Le sujet handicapé est tributaire des représentations que les
individus projettent à son encontre ; il est un être
stigmatisé mis au ban de la société. Nous interrogerons
également les représentations qu'ont les parents du handicap
mental et comment elles s'imposent à eux.
Nous ne pouvons traiter de la famille de l'enfant
handicapé sans en étayer une définition. Dans le chapitre
7, nous développons l'idée que le handicap a
« contaminé » le milieu familial. Les parents sont
déstabilisés et perdus ne sachant que faire et pourtant, il faut
bien agir. Ils doivent passer par une reconstruction de leur
« moi » mis à mal et fissuré par le handicap
mental.
Les individus mettent en place des stratégies pour
surmonter le déterminisme de situation dans lequel le handicap les
plonge. Il faut parvenir à « jouer » avec la
société un jeu de dupe pour faire croire à l'autre et se
convaincre que tout demeure possible. Le chapitre 8 propose au lecteur de
mettre à jour les règles du jeu implicites qui se
dévoilent dans les rapports sociaux (les interrelations) entre les
parents et les autres individus.
Nous pensons que la famille de l'enfant handicapé
mental est une famille idéaltype, au sens que lui donne Max WEBER,
c'est-à-dire qu'elle peut être définie selon des
caractères communs et spécifiques. Ce type d'agencement social
positionne les acteurs parentaux dans une situation sociale les amenant
à adhérer à des croyances communes. Ils croient en un
progrès toujours possible de leur enfant malgré des
difficultés objectives et réelles qu'il a à être
comme les autres. La sociologie de Raymond BOUDON interroge les situations
d'incertitude et nous émet des hypothèses sur « l'art
de se persuader ». Comment l'acteur parvient-il à
adhérer à des idées douteuses ou fausses et à
parvenir à mener une existence à travers elles ?
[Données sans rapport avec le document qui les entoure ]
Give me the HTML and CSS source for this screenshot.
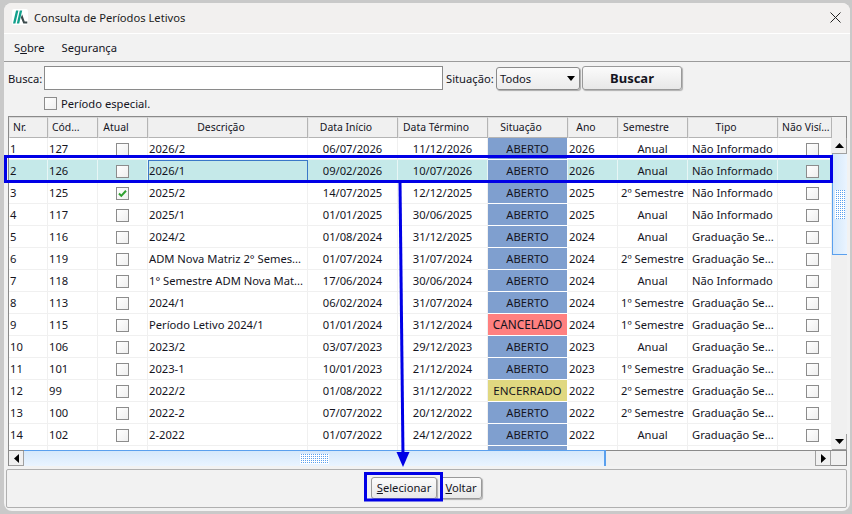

Notre recherche de DEA ne saurait répondre à
toutes ces questions cependant nous jetons quelques hypothèses sur la
manière dont nous souhaitons les appréhender. Petit à
petit, au fur et à mesure de nos investigations, nous rechercherons
surtout à comprendre ce qui permet aux acteurs sociaux de parvenir
à vivre même dans les situations les plus extrêmes.